この2人はともにピーターにあることを教える。それは『スパイダーマン』でも語られた「大いなる力には大いなる責任が伴う」ということだけど、これ同じ役割のふちが二人いるってことだよなあ。しかも二人とも死ぬし。それなら一人にしぼった方がすっきりしたんじゃないかな、と思うのだ。だいたいベンおじさんが死んだあと力を無責任に使いまくるというのもどうかと思う。このせいかヒーローになるまでのテンポも悪いように感じる。
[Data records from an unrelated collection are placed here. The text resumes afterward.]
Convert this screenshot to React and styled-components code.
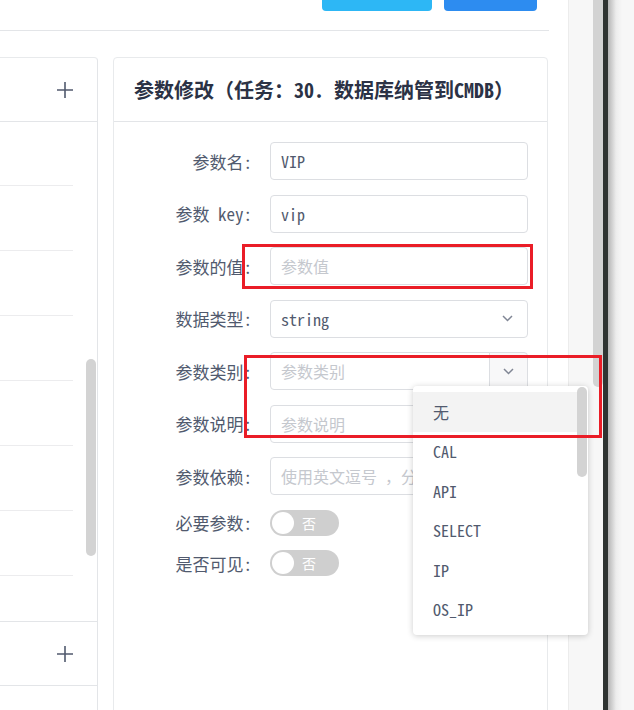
import React from 'react';
import styled, { createGlobalStyle } from 'styled-components';

const GlobalStyle = createGlobalStyle`
  body {
    margin: 0;
    font-family: "Noto Sans Mono CJK SC", "Liberation Mono", "Noto Sans CJK SC", monospace;
    color: #515a6e;
  }
`;

const Page = styled.div`
  position: relative;
  display: flex;
  width: 634px;
  height: 710px;
  overflow: hidden;
  background: #fff;
`;

const Main = styled.div`
  width: 568px;
  flex: none;
  display: flex;
  flex-direction: column;
`;

const TopBar = styled.div`
  flex: none;
  width: 537px;
  height: 30px;
  padding-right: 12px;
  border-bottom: 1px solid #e3e5e8;
  display: flex;
  justify-content: flex-end;
  align-items: flex-start;
  gap: 12px;
`;

const TopButton = styled.div`
  width: ${p => p.w}px;
  height: 11px;
  border-radius: 0 0 4px 4px;
  background: ${p => p.bg};
`;

const Body = styled.div`
  flex: none;
  display: flex;
  gap: 15px;
  padding-top: 26px;
`;

const LeftCard = styled.div`
  width: 97px;
  flex: none;
  border-top: 1px solid #e8eaec;
  border-right: 1px solid #e3e5e8;
  border-top-right-radius: 4px;
`;

const CardHead = styled.div`
  height: 63px;
  border-bottom: 1px solid #e3e5e8;
  display: flex;
  align-items: center;
  justify-content: ${p => (p.end ? 'flex-end' : 'flex-start')};
  padding: ${p => (p.end ? '0 24px 0 0' : '0 0 0 20px')};
  ${p => p.top && 'border-top: 1px solid #e3e5e8;'}
`;

const ListArea = styled.div`
  height: 499px;
  display: flex;
  gap: 13px;
`;

const List = styled.div`
  width: 73px;
  display: flex;
  flex-direction: column;
  margin-top: -1px;
`;

const ListRow = styled.div`
  height: 64px;
  flex: none;
  border-bottom: 1px solid #ececee;
`;

const ScrollThumb = styled.div`
  width: ${p => p.w || 10}px;
  height: ${p => p.h}px;
  margin-top: ${p => p.top || 0}px;
  background: #d3d3d3;
  border-radius: ${p => p.radius || '5px'};
  flex: none;
`;

const RightCard = styled.div`
  width: 433px;
  height: 700px;
  flex: none;
  border: 1px solid #e8eaec;
  border-radius: 4px;
`;

const Title = styled.div`
  font-size: 20px;
  font-weight: 700;
  color: #2b3245;
  white-space: nowrap;
`;

const Form = styled.div`
  display: flex;
  flex-direction: column;
  gap: 14.5px;
  padding-top: 20px;
`;

const Row = styled.div`
  position: relative;
  display: grid;
  grid-template-columns: 156px 258px;
  align-items: center;
  height: ${p => (p.small ? 26 : 38)}px;
`;

const Label = styled.div`
  text-align: right;
  padding-right: 18px;
  font-size: 17px;
  color: #515a6e;
  white-space: nowrap;
`;

const Field = styled.div`
  box-sizing: border-box;
  height: 38px;
  display: flex;
  align-items: center;
  justify-content: space-between;
  padding: 0 14px 0 10px;
  border: 1px solid #dcdee2;
  border-radius: 4px;
  font-size: 16px;
  color: ${p => (p.placeholder ? '#c5c8ce' : '#515a6e')};
  white-space: pre;
  overflow: hidden;
`;

const Group = styled.div`
  display: flex;
  height: 38px;
`;

const GroupInput = styled(Field)`
  flex: 1;
  border-radius: 4px 0 0 4px;
`;

const Append = styled.div`
  box-sizing: border-box;
  width: 39px;
  border: 1px solid #dcdee2;
  border-radius: 0 4px 4px 0;
  margin-left: -1px;
  background: #f8f8f9;
  display: flex;
  align-items: center;
  justify-content: center;
`;

const Switch = styled.div`
  box-sizing: border-box;
  width: 69px;
  height: 26px;
  border-radius: 13px;
  background: #cfcfcf;
  display: flex;
  align-items: center;
  padding-left: 2px;
  gap: 8px;
  color: #fff;
  font-size: 14px;
`;

const Knob = styled.div`
  width: 22px;
  height: 22px;
  border-radius: 50%;
  background: #fff;
`;

const Dropdown = styled.div`
  position: absolute;
  left: 299px;
  top: 34px;
  z-index: 5;
  box-sizing: border-box;
  width: 175px;
  padding: 6px 0;
  background: #fff;
  border-radius: 4px;
  box-shadow: 0 1px 6px rgba(0, 0, 0, 0.2);
`;

const Option = styled.div`
  height: 39.5px;
  display: flex;
  align-items: center;
  padding-left: 20px;
  margin-right: 11px;
  font-size: 16px;
  color: #515a6e;
  background: ${p => (p.active ? '#f3f3f3' : 'transparent')};
`;

const DropScroll = styled.div`
  position: absolute;
  top: 1px;
  right: 1px;
  width: 10px;
  height: 90px;
  border-radius: 5px;
  background: #d3d3d3;
`;

const Gutter = styled.div`
  width: 34px;
  flex: none;
  background: #f7f7f7;
  border-left: 1px solid #ececec;
  display: flex;
  justify-content: flex-end;
`;

const DarkEdge = styled.div`
  width: 5px;
  flex: none;
  background: #2f3432;
`;

const Shade = styled.div`
  flex: 1;
  background: linear-gradient(to right, #b5b5b5, #ececec 8px, #f7f7f7 14px);
`;

const Mark = styled.div`
  position: absolute;
  z-index: 10;
  left: ${p => p.x}px;
  top: ${p => p.y}px;
  width: ${p => p.w}px;
  height: ${p => p.h}px;
  box-sizing: border-box;
  border: 3px solid #ea1d27;
`;

const Plus = () => (
  <svg width="16" height="16" viewBox="0 0 16 16">
    <path d="M8 0v16M0 8h16" stroke="#515a6e" strokeWidth="1.6" fill="none" />
  </svg>
);

const Chevron = () => (
  <svg width="11" height="7" viewBox="0 0 11 7">
    <path d="M1 1l4.5 4.5L10 1" stroke="#808695" strokeWidth="1.5" fill="none" />
  </svg>
);

const options = ['无', 'CAL', 'API', 'SELECT', 'IP', 'OS_IP'];

export default function App() {
  return (
    <Page>
      <GlobalStyle />
      <Main>
        <TopBar>
          <TopButton w={110} bg="#2db7f5" />
          <TopButton w={93} bg="#2d8cf0" />
        </TopBar>
        <Body>
          <LeftCard>
            <CardHead end>
              <Plus />
            </CardHead>
            <ListArea>
              <List>
                {[0, 1, 2, 3, 4, 5, 6].map(i => (
                  <ListRow key={i} />
                ))}
              </List>
              <ScrollThumb top={237} h={197} />
            </ListArea>
            <CardHead end top>
              <Plus />
            </CardHead>
          </LeftCard>
          <RightCard>
            <CardHead>
              <Title>参数修改（任务：30. 数据库纳管到CMDB）</Title>
            </CardHead>
            <Form>
              <Row>
                <Label>参数名:</Label>
                <Field>VIP</Field>
              </Row>
              <Row>
                <Label>参数 key:</Label>
                <Field>vip</Field>
              </Row>
              <Row>
                <Label>参数的值:</Label>
                <Field placeholder="1">参数值</Field>
              </Row>
              <Row>
                <Label>数据类型:</Label>
                <Field>
                  string
                  <Chevron />
                </Field>
              </Row>
              <Row>
                <Label>参数类别:</Label>
                <Group>
                  <GroupInput placeholder="1">参数类别</GroupInput>
                  <Append>
                    <Chevron />
                  </Append>
                </Group>
                <Dropdown>
                  {options.map((o, i) => (
                    <Option key={o} active={i === 0}>
                      {o}
                    </Option>
                  ))}
                  <DropScroll />
                </Dropdown>
              </Row>
              <Row>
                <Label>参数说明:</Label>
                <Field placeholder="1">参数说明</Field>
              </Row>
              <Row>
                <Label>参数依赖:</Label>
                <Field placeholder="1">使用英文逗号 ，分隔</Field>
              </Row>
              <Row small>
                <Label>必要参数:</Label>
                <Switch>
                  <Knob />否
                </Switch>
              </Row>
              <Row small>
                <Label>是否可见:</Label>
                <Switch>
                  <Knob />否
                </Switch>
              </Row>
            </Form>
          </RightCard>
        </Body>
      </Main>
      <Gutter>
        <ScrollThumb w={10} h={387} radius="0 0 5px 5px" />
      </Gutter>
      <DarkEdge />
      <Shade />
      <Mark x={242} y={244} w={291} h={45} />
      <Mark x={244} y={355} w={358} h={83} />
    </Page>
  );
}
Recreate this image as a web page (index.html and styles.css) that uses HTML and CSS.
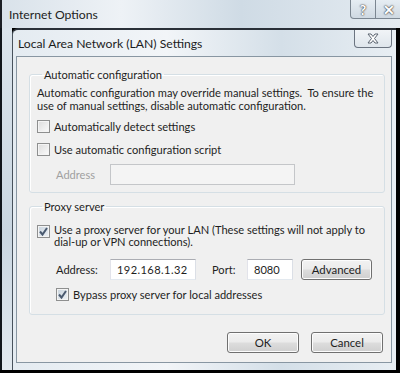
FILE: index.html
```html
<!DOCTYPE html>
<html lang="en">
<head>
  <meta charset="UTF-8">
  <title>Local Area Network (LAN) Settings</title>
  <link rel="stylesheet" href="styles.css">
</head>
<body>
  <div class="screen">
    <!-- parent window caption -->
    <div class="outer-title">
      <span class="outer-name">Internet Options</span>
      <div class="caption-btns">
        <span class="cap-btn help">?</span>
        <span class="cap-btn close">&#x2715;</span>
      </div>
    </div>

    <div class="workarea">
      <div class="outer-frame"></div>

      <div class="dialog">
        <div class="dialog-title">
          <span>Local Area Network (LAN) Settings</span>
          <span class="dlg-close">
            <svg width="16" height="11" viewBox="0 0 16 11">
              <path d="M3 1h3l2 2.5L10 1h3l-3.5 4.5L13 10h-3L8 7.5 6 10H3l3.5-4.5z" fill="#fff" stroke="#5b6470" stroke-width="1"/>
            </svg>
          </span>
        </div>

        <div class="dialog-body">
          <fieldset class="group auto-group">
            <legend>Automatic configuration</legend>
            <p class="desc">Automatic configuration may override manual settings.&nbsp; To ensure the<br>use of manual settings, disable automatic configuration.</p>
            <label class="check"><span class="box"></span>Automatically detect settings</label>
            <label class="check"><span class="box"></span>Use automatic configuration script</label>
            <div class="field-row indent">
              <span class="lbl disabled">Address</span>
              <span class="input wide disabled"></span>
            </div>
          </fieldset>

          <fieldset class="group proxy-group">
            <legend>Proxy server</legend>
            <label class="check multi">
              <span class="box checked"><svg width="11" height="11" viewBox="0 0 11 11"><path d="M2 5.5l2.5 3L9 2" fill="none" stroke="#4a5a70" stroke-width="2"/></svg></span>
              <span>Use a proxy server for your LAN (These settings will not apply to<br>dial-up or VPN connections).</span>
            </label>
            <div class="field-row indent proxy-row">
              <span class="lbl">Address:</span>
              <span class="input addr">192.168.1.32</span>
              <span class="lbl port-lbl">Port:</span>
              <span class="input port">8080</span>
              <button class="btn adv">Advanced</button>
            </div>
            <label class="check indent">
              <span class="box checked"><svg width="11" height="11" viewBox="0 0 11 11"><path d="M2 5.5l2.5 3L9 2" fill="none" stroke="#4a5a70" stroke-width="2"/></svg></span>
              Bypass proxy server for local addresses
            </label>
          </fieldset>

          <div class="actions">
            <button class="btn">OK</button>
            <button class="btn">Cancel</button>
          </div>
        </div>
      </div>
    </div>
  </div>
</body>
</html>
```

FILE: styles.css
```css
* { margin: 0; padding: 0; box-sizing: border-box; }
body { background: #000; font-family: Lato, "Open Sans", sans-serif; font-size: 11.1px; color: #1e1e1e; }

.screen {
  width: 400px;
  height: 373px;
  display: flex;
  flex-direction: column;
  background: #000;
  overflow: hidden;
}

/* Aero glass look for window frames */
.outer-title {
  height: 28px;
  display: flex;
  justify-content: space-between;
  background: linear-gradient(90deg, #d9e2ea 0%, #eef2f6 30%, #cfdbe5 60%, #e4ebf1 100%);
  border-left: 2px solid #1b1f25;
}
.outer-name {
  padding: 7px 0 0 7px;
  font-size: 12.2px;
  color: #222;
}
.caption-btns { display: flex; align-items: flex-start; }
.cap-btn {
  height: 19px;
  display: flex;
  align-items: center;
  justify-content: center;
  border: 1px solid #7b8691;
  border-top: none;
  background: linear-gradient(#e6edf3, #cfd9e2);
  color: #fff;
  font-weight: bold;
  font-size: 14px;
  text-shadow: 0 0 2px #333, 0 0 1px #333;
}
.cap-btn.help { width: 26px; border-radius: 0 0 0 4px; }
.cap-btn.close { width: 26px; margin-right: -2px; border-left: none; }

.workarea {
  flex: 1;
  display: flex;
  padding-right: 4px;
  margin-bottom: 3px;
  background: #000;
}
.outer-frame {
  width: 12px;
  flex: none;
  border-left: 2px solid #10151b;
  background: linear-gradient(#dbe4ec, #c9d6e1 60%, #e2e9ef);
}

.dialog {
  flex: 1;
  min-width: 0;
  display: flex;
  flex-direction: column;
  padding: 0 4px 7px 3px;
  border-top: 2px solid #2a3038;
  border-left: 1px solid #48525c;
  border-radius: 6px 0 0 0;
  background: linear-gradient(90deg, #e4ebf1 0%, #f2f5f8 40%, #d4dfe8 70%, #e8eef3 100%);
}
.dialog-title {
  height: 26px;
  display: flex;
  justify-content: space-between;
  align-items: flex-start;
  font-size: 12.2px;
  color: #1c1c1c;
}
.dialog-title > span:first-child { padding: 6px 0 0 2px; }
.dlg-close {
  width: 38px;
  height: 18px;
  display: flex;
  align-items: center;
  justify-content: center;
  border: 1px solid #6b7480;
  border-top: none;
  border-radius: 0 0 4px 4px;
  background: linear-gradient(#f1f4f7, #dfe6ec);
}

.dialog-body {
  flex: 1;
  min-width: 0;
  display: flex;
  flex-direction: column;
  background: #f0f0f0;
  border: 1px solid #8896a2;
  padding: 11px 6px 0 12px;
}

.group {
  min-width: 0;
  border: 1px solid #d5dfe5;
  border-radius: 3px;
  box-shadow: inset 1px 1px 0 #fff;
  padding: 0 6px 6px 7px;
}
.group legend {
  padding: 0 2px;
  margin-left: 5px;
  color: #1e1e1e;
}
.auto-group { height: 125px; }
.proxy-group { height: 115px; margin-top: 7px; padding-top: 11px; }

.desc { line-height: 13px; margin-top: 5px; white-space: nowrap; }

.check {
  display: flex;
  align-items: center;
  gap: 4px;
  height: 13px;
  margin-top: 8px;
}
.auto-group .check + .check { margin-top: 10px; }
.check.multi { align-items: flex-start; height: auto; line-height: 12px; margin-top: 0; white-space: nowrap; }
.box {
  width: 13px;
  height: 13px;
  flex: none;
  border: 1px solid #8e8f8f;
  background: linear-gradient(135deg, #dcdcdc, #fbfbfb);
  box-shadow: inset 0 0 0 1px #f4f4f4;
  display: flex;
  align-items: center;
  justify-content: center;
}
.box.checked { background: linear-gradient(135deg, #c9d4de, #eef2f6); }
.check.multi .box { margin-top: 1px; }

.indent { margin-left: 19px; }

.field-row {
  display: flex;
  align-items: center;
  height: 21px;
}
.auto-group .field-row { margin-top: 8px; }
.lbl { width: 54px; flex: none; }
.lbl.disabled { color: #a0a0a0; }
.input {
  height: 21px;
  flex: none;
  background: #fff;
  border: 1px solid #abadb3;
  border-color: #abadb3 #dbdfe6 #e3e9ef #e2e3ea;
  padding: 3px 0 0 6px;
}
.input.disabled { background: #f4f4f4; border-color: #c4c6c9; }
.input.wide { width: 185px; }
.input.addr { width: 86px; letter-spacing: 0.4px; }
.lbl.port-lbl { width: 35px; margin-left: 16px; }
.input.port { width: 46px; }

.proxy-row { margin-top: 11px; }
.proxy-group .check.indent { margin-top: 8px; }

.btn {
  height: 21px;
  width: 72px;
  flex: none;
  border: 1px solid #707070;
  border-radius: 3px;
  background: linear-gradient(#f2f2f2 0%, #ebebeb 48%, #dddddd 52%, #cfcfcf 100%);
  box-shadow: inset 0 0 0 1px #fcfcfc;
  font-family: inherit;
  font-size: 11.4px;
  color: #1e1e1e;
}
.btn.adv { margin-left: 8px; width: 71px; }

.actions {
  display: flex;
  justify-content: flex-end;
  gap: 12px;
  padding: 17px 2px 0 0;
}
```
ところで、サム・ライミ版でもそうだったようにスパイダーマンの悪役は乗り越えられる存在としての父親的な役割があるように思う。過去シリーズでの悪役は尊敬され父のような存在だったのに途中で悪に染まり、それを乗り越えるという感じだった。今回も一応そうなんだけど、ちょっとコナーズ博士との関係性が弱いかなとも思った。



それとですね、僕はこの映画の青春映画的側面に全くピンと来なかったんですよ。今回のピ−ターはまあイケメンだし、最初からヒロインとは割といい仲だし、いじめに立ち向かう勇気まで持ち合わせている。オタクなキモメンだった過去シリーズと比べるとどうしても感情移入度が違うし、キスシーンでも前シリーズと今作の違いは顕著だと思う。学校の廊下でデートする?しない?のやりとりとかはもう思わず血まみれになるくらい拳を握ったもんです。
つまり本作には童貞のはしゃぎっぷりやボンクラ臭さがなく、所謂リア充の青春とヒーロー的活躍が描かれていたのだ。それに対して僕は「クソがッ」と卑小な心から思ってしまった。そのせいか感動的だったりアツいと思うシーンはあるんだけど、どうも心からは乗り切れない。これを言ったらおしまいという感じだが、この点に関しては「別に君、スパイダーマンにならなくてもグウェンとは何とかなったよ」と思っちゃうのだ。ただ、グウェンを演じたエマ・ストーンはマジ天使。



というわけでアクションは良かったけどストーリーの面では個人的に不満が残りました。ただ『スパイダーマン』も『バットマン』も2作目こそ傑作であったように、これもそうなるかもしれないので、それに期待したいですね。